§ **Requirement**: Emit the data below verbatim, stripping out any pictures.
^^^^^^^^^^^^^^^^
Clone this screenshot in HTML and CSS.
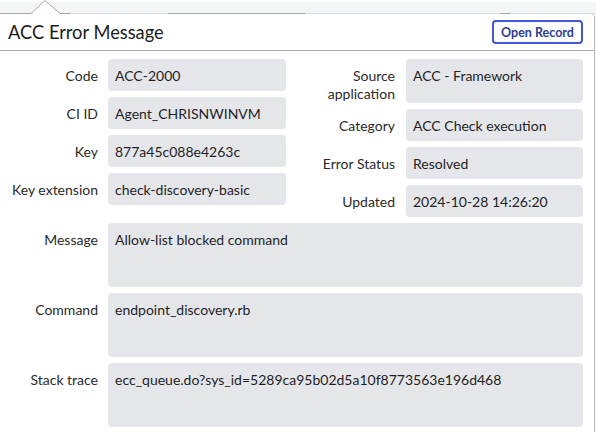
FILE: index.html
```html
<!DOCTYPE html>
<html lang="en">
<head>
    <meta charset="UTF-8">
    <meta name="viewport" content="width=device-width, initial-scale=1.0">
    <title>ACC Error Message</title>
    <link rel="stylesheet" href="styles.css">
</head>
<body>
<div class="backdrop">
    <span class="edge edge-dark edge-1"></span>
    <svg class="caret" width="29" height="14" viewBox="0 0 29 14">
        <path d="M0 13.5 L14 0.5 L29 13.5" fill="#fff" stroke="#a3a6ad" stroke-width="1"/>
    </svg>
    <span class="edge edge-dark edge-2"></span>
    <span class="edge edge-3"></span>
    <span class="edge edge-dark edge-4"></span>
    <span class="edge edge-5"></span>
    <span class="edge edge-dark edge-6"></span>
    <span class="edge edge-7"></span>
</div>

<div class="popover">
    <div class="popover-header">
        <h1>ACC Error Message</h1>
        <button class="open-record">Open Record</button>
    </div>
    <div class="popover-body">
        <div class="field-grid">
            <div class="field-col">
                <div class="field">
                    <div class="label">Code</div>
                    <div class="value">ACC-2000</div>
                </div>
                <div class="field">
                    <div class="label">CI ID</div>
                    <div class="value">Agent_CHRISNWINVM</div>
                </div>
                <div class="field">
                    <div class="label">Key</div>
                    <div class="value">877a45c088e4263c</div>
                </div>
                <div class="field">
                    <div class="label">Key extension</div>
                    <div class="value">check-discovery-basic</div>
                </div>
            </div>
            <div class="field-col">
                <div class="field">
                    <div class="label">Source application</div>
                    <div class="value">ACC - Framework</div>
                </div>
                <div class="field">
                    <div class="label">Category</div>
                    <div class="value">ACC Check execution</div>
                </div>
                <div class="field">
                    <div class="label">Error Status</div>
                    <div class="value">Resolved</div>
                </div>
                <div class="field">
                    <div class="label">Updated</div>
                    <div class="value">2024-10-28 14:26:20</div>
                </div>
            </div>
        </div>
        <div class="field wide">
            <div class="label">Message</div>
            <div class="value">Allow-list blocked command</div>
        </div>
        <div class="field wide">
            <div class="label">Command</div>
            <div class="value">endpoint_discovery.rb</div>
        </div>
        <div class="field wide">
            <div class="label">Stack trace</div>
            <div class="value">ecc_queue.do?sys_id=5289ca95b02d5a10f8773563e196d468</div>
        </div>
    </div>
</div>
</body>
</html>
```

FILE: styles.css
```css
* {
    margin: 0;
    padding: 0;
    box-sizing: border-box;
    font-family: Lato, 'Noto Sans', sans-serif;
}

body {
    background: #fff;
    color: #1f1f1f;
    width: 596px;
    height: 432px;
    overflow: hidden;
}

/* strip of the page behind the popover */
.backdrop {
    display: flex;
    height: 14px;
    background: #f4f5f7;
    border-top: 2px solid #fff;
}
.edge {
    height: 12px;
    border-bottom: 1px solid #d6d8dc;
}
.edge-dark {
    border-bottom-color: #a3a6ad;
}
.edge-1 { width: 31px; }
.edge-2 { width: 10px; }
.edge-3 { width: 98px; }
.edge-4 { width: 137px; }
.edge-5 { width: 195px; }
.edge-6 { width: 10px; }
.edge-7 { flex: 1; }
.caret {
    display: block;
    margin-top: -2px;
    flex-shrink: 0;
}

.popover {
    width: 595px;
    height: 418px;
    border-right: 1px solid #b3b5bb;
    border-top-right-radius: 4px;
    background: #fff;
}

.popover-header {
    display: flex;
    align-items: center;
    justify-content: space-between;
    height: 37px;
    padding: 0 11px 0 8px;
    border-bottom: 1px solid #a9acb3;
}
.popover-header h1 {
    font-size: 18.3px;
    font-weight: 400;
    color: #1c1c1c;
}
.open-record {
    border: 2px solid #4356d8;
    border-radius: 4px;
    background: #fff;
    color: #2f3b96;
    font-size: 12.5px;
    font-weight: 700;
    height: 24px;
    width: 91px;
    cursor: pointer;
}

.popover-body {
    padding: 8px 11px 0 8px;
    display: flex;
    flex-direction: column;
    gap: 6px;
}

.field-grid {
    display: grid;
    grid-template-columns: 1fr 1fr;
    column-gap: 19px;
}
.field-col {
    display: flex;
    flex-direction: column;
    gap: 6px;
}

.field {
    display: grid;
    grid-template-columns: 90px 1fr;
    column-gap: 10px;
    font-size: 14px;
    line-height: 18px;
}
.field-col:last-child .field {
    column-gap: 11px;
}
.label {
    text-align: right;
    padding-top: 8px;
    color: #2a2a2a;
}
.value {
    background: #e5e6ea;
    border-radius: 4px;
    min-height: 32px;
    padding: 8px 7px 6px;
    color: #1f1f1f;
}
.wide .value {
    min-height: 64px;
}
```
^^^^^^^^^^^^^^^^
§ **Exercise result**:
Clone this screenshot in HTML and CSS.
FILE: index.html
```html
<!DOCTYPE html>
<html lang="en">
<head>
    <meta charset="UTF-8">
    <meta name="viewport" content="width=device-width, initial-scale=1.0">
    <title>ACC Error Message</title>
    <link rel="stylesheet" href="styles.css">
</head>
<body>
<div class="backdrop">
    <span class="edge edge-dark edge-1"></span>
    <svg class="caret" width="29" height="14" viewBox="0 0 29 14">
        <path d="M0 13.5 L14 0.5 L29 13.5" fill="#fff" stroke="#a3a6ad" stroke-width="1"/>
    </svg>
    <span class="edge edge-dark edge-2"></span>
    <span class="edge edge-3"></span>
    <span class="edge edge-dark edge-4"></span>
    <span class="edge edge-5"></span>
    <span class="edge edge-dark edge-6"></span>
    <span class="edge edge-7"></span>
</div>

<div class="popover">
    <div class="popover-header">
        <h1>ACC Error Message</h1>
        <button class="open-record">Open Record</button>
    </div>
    <div class="popover-body">
        <div class="field-grid">
            <div class="field-col">
                <div class="field">
                    <div class="label">Code</div>
                    <div class="value">ACC-2000</div>
                </div>
                <div class="field">
                    <div class="label">CI ID</div>
                    <div class="value">Agent_CHRISNWINVM</div>
                </div>
                <div class="field">
                    <div class="label">Key</div>
                    <div class="value">877a45c088e4263c</div>
                </div>
                <div class="field">
                    <div class="label">Key extension</div>
                    <div class="value">check-discovery-basic</div>
                </div>
            </div>
            <div class="field-col">
                <div class="field">
                    <div class="label">Source application</div>
                    <div class="value">ACC - Framework</div>
                </div>
                <div class="field">
                    <div class="label">Category</div>
                    <div class="value">ACC Check execution</div>
                </div>
                <div class="field">
                    <div class="label">Error Status</div>
                    <div class="value">Resolved</div>
                </div>
                <div class="field">
                    <div class="label">Updated</div>
                    <div class="value">2024-10-28 14:26:20</div>
                </div>
            </div>
        </div>
        <div class="field wide">
            <div class="label">Message</div>
            <div class="value">Allow-list blocked command</div>
        </div>
        <div class="field wide">
            <div class="label">Command</div>
            <div class="value">endpoint_discovery.rb</div>
        </div>
        <div class="field wide">
            <div class="label">Stack trace</div>
            <div class="value">ecc_queue.do?sys_id=5289ca95b02d5a10f8773563e196d468</div>
        </div>
    </div>
</div>
</body>
</html>
```

FILE: styles.css
```css
* {
    margin: 0;
    padding: 0;
    box-sizing: border-box;
    font-family: Lato, 'Noto Sans', sans-serif;
}

body {
    background: #fff;
    color: #1f1f1f;
    width: 596px;
    height: 432px;
    overflow: hidden;
}

/* strip of the page behind the popover */
.backdrop {
    display: flex;
    height: 14px;
    background: #f4f5f7;
    border-top: 2px solid #fff;
}
.edge {
    height: 12px;
    border-bottom: 1px solid #d6d8dc;
}
.edge-dark {
    border-bottom-color: #a3a6ad;
}
.edge-1 { width: 31px; }
.edge-2 { width: 10px; }
.edge-3 { width: 98px; }
.edge-4 { width: 137px; }
.edge-5 { width: 195px; }
.edge-6 { width: 10px; }
.edge-7 { flex: 1; }
.caret {
    display: block;
    margin-top: -2px;
    flex-shrink: 0;
}

.popover {
    width: 595px;
    height: 418px;
    border-right: 1px solid #b3b5bb;
    border-top-right-radius: 4px;
    background: #fff;
}

.popover-header {
    display: flex;
    align-items: center;
    justify-content: space-between;
    height: 37px;
    padding: 0 11px 0 8px;
    border-bottom: 1px solid #a9acb3;
}
.popover-header h1 {
    font-size: 18.3px;
    font-weight: 400;
    color: #1c1c1c;
}
.open-record {
    border: 2px solid #4356d8;
    border-radius: 4px;
    background: #fff;
    color: #2f3b96;
    font-size: 12.5px;
    font-weight: 700;
    height: 24px;
    width: 91px;
    cursor: pointer;
}

.popover-body {
    padding: 8px 11px 0 8px;
    display: flex;
    flex-direction: column;
    gap: 6px;
}

.field-grid {
    display: grid;
    grid-template-columns: 1fr 1fr;
    column-gap: 19px;
}
.field-col {
    display: flex;
    flex-direction: column;
    gap: 6px;
}

.field {
    display: grid;
    grid-template-columns: 90px 1fr;
    column-gap: 10px;
    font-size: 14px;
    line-height: 18px;
}
.field-col:last-child .field {
    column-gap: 11px;
}
.label {
    text-align: right;
    padding-top: 8px;
    color: #2a2a2a;
}
.value {
    background: #e5e6ea;
    border-radius: 4px;
    min-height: 32px;
    padding: 8px 7px 6px;
    color: #1f1f1f;
}
.wide .value {
    min-height: 64px;
}
```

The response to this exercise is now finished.